In the first example, we create a file named test that contains a single line. This example shows a script that contains the print statement:

$ echo 'this line of data is ignored' > test

$ awk '{ print "Hello, world" }' test

Hello, world

This script has only a single action, which is enclosed in braces. That action is to execute the print statement for each line of input. In this case, the test file contains only a single line; thus, the action occurs once. Note that the input line is read but never output.

Now let's look at another example. Here, we use a file that contains the line "Hello, world."

$ cat test2

Hello, world
$ awk '{ print }' test2

Hello, world

In this example, "Hello, world" appears in the input file. The same result is achieved because the print statement, without arguments, simply outputs each line of input. If there were additional lines of input, they would be output as well.

Both of these examples illustrate that awk is usually input-driven.

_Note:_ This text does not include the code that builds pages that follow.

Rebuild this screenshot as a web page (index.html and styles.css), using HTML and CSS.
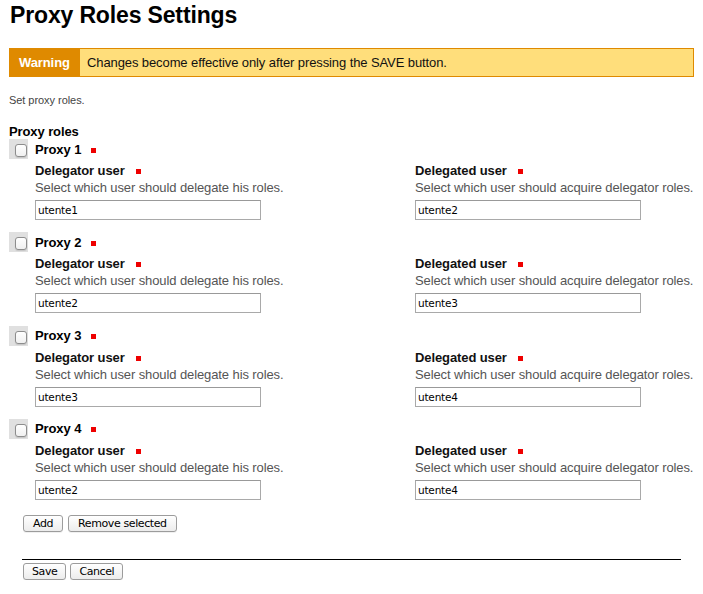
FILE: index.html
```html
<!DOCTYPE html>
<html>
<head>
<meta charset="utf-8">
<title>Proxy Roles Settings</title>
<link rel="stylesheet" href="styles.css">
</head>
<body>
<h1 class="title">Proxy Roles Settings</h1>
<div class="warning"><span class="warning-label">Warning</span><span class="warning-msg">Changes become effective only after pressing the SAVE button.</span></div>
<p class="intro">Set proxy roles.</p>
<div class="field-title">Proxy roles</div>

<div class="proxy">
  <div class="proxy-head"><span class="check-wrap"><input type="checkbox" class="check"></span><span class="proxy-name">Proxy 1</span><span class="req"></span></div>
  <div class="proxy-fields">
    <div class="field"><div class="label">Delegator user<span class="req"></span></div><div class="help">Select which user should delegate his roles.</div><input class="text" type="text" value="utente1"></div>
    <div class="field"><div class="label">Delegated user<span class="req"></span></div><div class="help">Select which user should acquire delegator roles.</div><input class="text" type="text" value="utente2"></div>
  </div>
</div>
<div class="proxy">
  <div class="proxy-head"><span class="check-wrap"><input type="checkbox" class="check"></span><span class="proxy-name">Proxy 2</span><span class="req"></span></div>
  <div class="proxy-fields">
    <div class="field"><div class="label">Delegator user<span class="req"></span></div><div class="help">Select which user should delegate his roles.</div><input class="text" type="text" value="utente2"></div>
    <div class="field"><div class="label">Delegated user<span class="req"></span></div><div class="help">Select which user should acquire delegator roles.</div><input class="text" type="text" value="utente3"></div>
  </div>
</div>
<div class="proxy">
  <div class="proxy-head"><span class="check-wrap"><input type="checkbox" class="check"></span><span class="proxy-name">Proxy 3</span><span class="req"></span></div>
  <div class="proxy-fields">
    <div class="field"><div class="label">Delegator user<span class="req"></span></div><div class="help">Select which user should delegate his roles.</div><input class="text" type="text" value="utente3"></div>
    <div class="field"><div class="label">Delegated user<span class="req"></span></div><div class="help">Select which user should acquire delegator roles.</div><input class="text" type="text" value="utente4"></div>
  </div>
</div>
<div class="proxy">
  <div class="proxy-head"><span class="check-wrap"><input type="checkbox" class="check"></span><span class="proxy-name">Proxy 4</span><span class="req"></span></div>
  <div class="proxy-fields">
    <div class="field"><div class="label">Delegator user<span class="req"></span></div><div class="help">Select which user should delegate his roles.</div><input class="text" type="text" value="utente2"></div>
    <div class="field"><div class="label">Delegated user<span class="req"></span></div><div class="help">Select which user should acquire delegator roles.</div><input class="text" type="text" value="utente4"></div>
  </div>
</div>

<div class="actions"><button class="btn" type="button">Add</button><button class="btn" type="button">Remove selected</button></div>
<div class="form-footer"><button class="btn" type="button">Save</button><button class="btn" type="button">Cancel</button></div>
</body>
</html>
```
FILE: styles.css
```css
html, body {
  background: #fff;
}
body {
  margin: 0 9px;
  font-family: "Liberation Sans", Arial, sans-serif;
  font-size: 13px;
  letter-spacing: -0.1px;
  color: #000;
}
.title {
  margin: 1px 0 0 1px;
  font-size: 23px;
  line-height: 28px;
  font-weight: bold;
  letter-spacing: -0.15px;
  color: #000;
}
.warning {
  display: flex;
  margin-top: 19px;
  border: 1px solid #df8a00;
  background: #ffde7b;
  height: 27px;
  line-height: 27px;
}
.warning-label {
  width: 70px;
  box-sizing: border-box;
  padding-left: 9px;
  background: #df8a00;
  color: #fff;
  font-weight: bold;
}
.warning-msg {
  padding-left: 7px;
  color: #111;
}
.intro {
  margin: 17px 0 0 0;
  font-size: 11px;
  line-height: 13px;
  letter-spacing: -0.05px;
  color: #444;
}
.field-title {
  margin-top: 17px;
  font-weight: bold;
  line-height: 15px;
}
.proxy {
  margin-bottom: 12.33px;
}
.proxy-head {
  display: flex;
  align-items: center;
  height: 20px;
}
.check-wrap {
  display: block;
  width: 19px;
  height: 20px;
  box-sizing: border-box;
  padding: 5px 0 0 6px;
  background: #e0e0e0;
}
.check {
  appearance: none;
  -webkit-appearance: none;
  display: block;
  margin: 0;
  width: 12px;
  height: 13px;
  box-sizing: border-box;
  border: 1px solid #8d8d8d;
  border-radius: 3px;
  background: linear-gradient(#ffffff, #f0f0f0);
  box-shadow: 0 1px 1px rgba(0,0,0,0.12);
}
.proxy-name {
  margin-left: 7px;
  font-weight: bold;
  line-height: 20px;
  padding-top: 1px;
}
.req {
  display: inline-block;
  width: 5px;
  height: 5px;
  margin-left: 10px;
  margin-bottom: 1px;
  background: #ee0000;
  vertical-align: baseline;
}
.proxy-head .req {
  align-self: center;
  margin-top: 3px;
}
.proxy-fields {
  display: grid;
  grid-template-columns: 380px 1fr;
  padding-left: 26px;
  margin-top: 3px;
}
.field {
  min-width: 0;
}
.label {
  font-weight: bold;
  line-height: 17px;
  color: #111;
  white-space: nowrap;
}
.label .req {
  margin-left: 11px;
}
.help {
  line-height: 17px;
  color: #555;
  white-space: nowrap;
}
.text {
  display: block;
  margin: 4px 0 0 0;
  width: 226px;
  height: 20px;
  box-sizing: border-box;
  border: 1px solid #a9a9a9;
  border-top-color: #999;
  padding: 0 2px;
  font-family: "DejaVu Sans", sans-serif;
  font-size: 10.5px;
  letter-spacing: -0.2px;
  color: #000;
  background: #fff;
  outline: none;
}
.actions {
  display: flex;
  gap: 5px;
  padding-top: 3px;
  padding-left: 14px;
}
.form-footer {
  display: flex;
  gap: 4px;
  margin: 27px 13px 0 13px;
  padding: 3px 0 0 1px;
  border-top: 1px solid #000;
}
.btn {
  margin: 0;
  height: 17px;
  padding: 0 9px;
  border: 1px solid #9c9c9c;
  border-radius: 3px;
  background: linear-gradient(#ffffff, #ececec);
  font-family: "DejaVu Sans", sans-serif;
  font-size: 11px;
  letter-spacing: -0.4px;
  line-height: 15px;
  color: #000;
  box-shadow: 0 1px 0 rgba(0,0,0,0.06);
}
.form-footer .btn {
  padding: 0 8px;
}
```
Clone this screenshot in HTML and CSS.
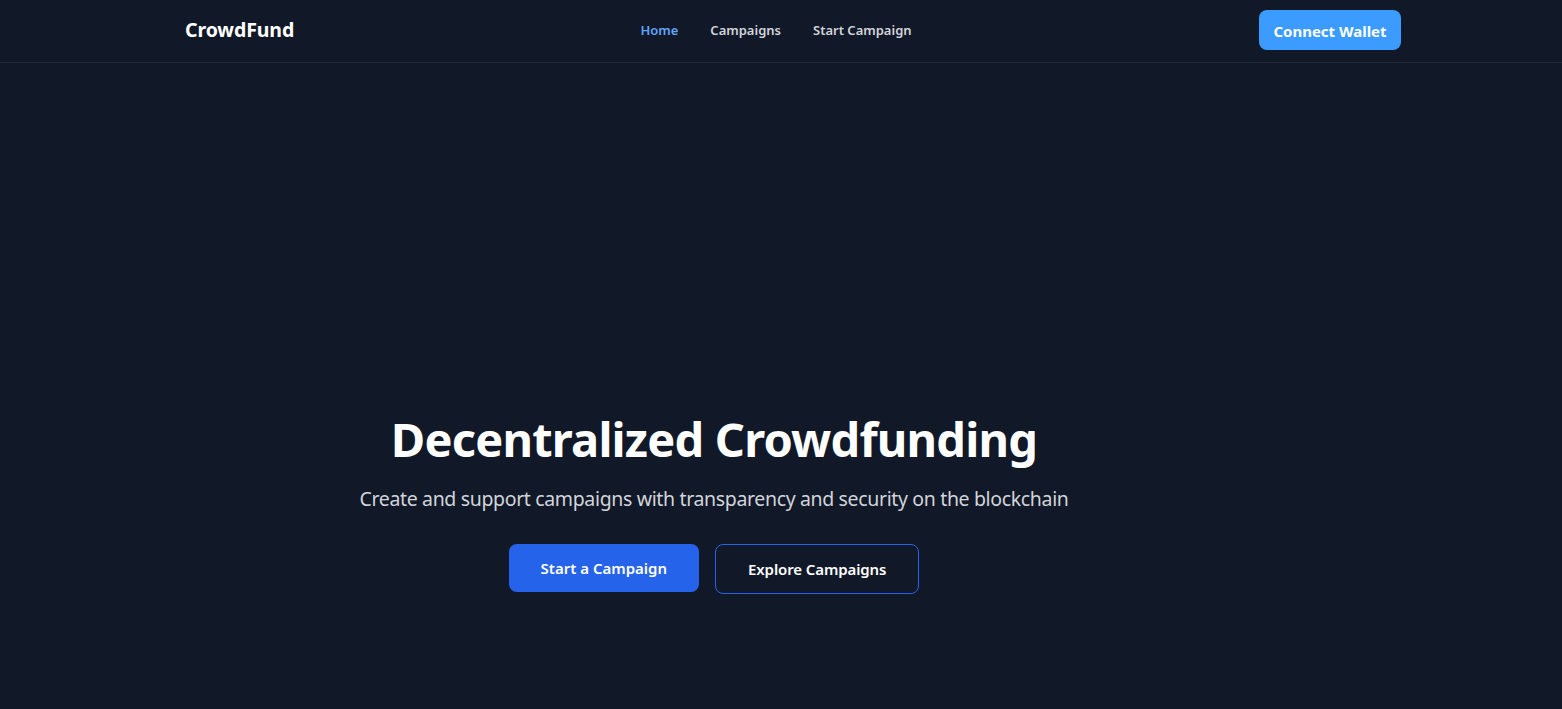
FILE: index.html
```html
<!DOCTYPE html>
<html lang="en">
<head>
<meta charset="utf-8">
<title>CrowdFund</title>
<link rel="stylesheet" href="styles.css">
</head>
<body>
<header class="navbar">
  <div class="nav-inner">
    <a class="logo" href="#">CrowdFund</a>
    <nav class="nav-links">
      <a class="nav-link active" href="#">Home</a>
      <a class="nav-link" href="#">Campaigns</a>
      <a class="nav-link" href="#">Start Campaign</a>
    </nav>
    <button class="wallet-btn">Connect Wallet</button>
  </div>
</header>
<main class="hero">
  <div class="hero-content">
    <h1 class="hero-title">Decentralized Crowdfunding</h1>
    <p class="hero-sub">Create and support campaigns with transparency and security on the blockchain</p>
    <div class="hero-actions">
      <a class="btn btn-primary" href="#">Start a Campaign</a>
      <a class="btn btn-outline" href="#">Explore Campaigns</a>
    </div>
  </div>
</main>
</body>
</html>
```
FILE: styles.css
```css
* { box-sizing: border-box; }
html, body {
  margin: 0;
  padding: 0;
  background: #111827;
  color: #ffffff;
  font-family: "Noto Sans", "Open Sans", sans-serif;
  height: 100%;
}
a { text-decoration: none; color: inherit; }

.navbar {
  border-bottom: 1px solid #1f2937;
}
.nav-inner {
  margin: 0 auto;
  width: 1216px;
  transform: translateX(12px);
  height: 62px;
  display: flex;
  align-items: center;
  justify-content: space-between;
  padding-bottom: 3px;
}
.logo {
  font-size: 19.5px;
  font-weight: 700;
  color: #ffffff;
  width: 108px;
  letter-spacing: -0.1px;
}
.nav-links {
  display: flex;
  gap: 32px;
}
.nav-link {
  font-size: 13px;
  font-weight: 600;
  color: #d1d5db;
}
.nav-link.active { color: #60a5fa; }
.wallet-btn {
  background: #3b9bff;
  color: #ffffff;
  border: none;
  border-radius: 8px;
  height: 40px;
  width: 142px;
  padding: 2px 0 0;
  font-family: inherit;
  font-size: 15px;
  font-weight: 700;
}

.hero {
  display: flex;
  justify-content: center;
  padding-top: 346px;
  padding-right: 134px;
}
.hero-content {
  display: flex;
  flex-direction: column;
  align-items: center;
  text-align: center;
}
.hero-title {
  margin: 0;
  font-size: 47px;
  letter-spacing: -0.8px;
  line-height: 60px;
  font-weight: 700;
  color: #ffffff;
}
.hero-sub {
  margin: 16px 0 0;
  font-size: 19.5px;
  letter-spacing: -0.35px;
  line-height: 28px;
  color: #d1d5db;
}
.hero-actions {
  margin-top: 31px;
  display: flex;
  gap: 16px;
  align-items: flex-start;
}
.btn {
  display: inline-block;
  font-size: 15px;
  font-weight: 600;
  line-height: 24px;
  padding: 12px 32px;
  border-radius: 8px;
  color: #ffffff;
}
.btn-primary { background: #2563eb; }
.btn-outline { border: 1px solid #2563eb; background: transparent; letter-spacing: -0.1px; }
```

That is, nothing happens unless there are lines of input on which to act. When you invoke the awk program, it reads the script that you supply, checking the syntax of your instructions. Then awk attempts to execute the instructions for each line of input. Thus, the print statement will not be executed unless there is input from the file.

To verify this for yourself, try entering the command line in the first example but omit the filename. You'll find that because awk expects input to come from the keyboard, it will wait until you give it input to process: press RETURN several times, then type an EOF (CTRL-D on most systems) to signal the end of input. For each time that you pressed RETURN, the action that prints "Hello, world" will be executed.

There is yet another way to write the "Hello, world" message and not have awk wait for input. This method associates the action with the BEGIN pattern. The BEGIN pattern specifies actions that are performed before the first line of input is read.

$ awk 'BEGIN { print "Hello, world" }'

Hello, world

Awk prints the message, and then exits. If a program has only a BEGIN pattern, and no other statements, awk will not process any input files.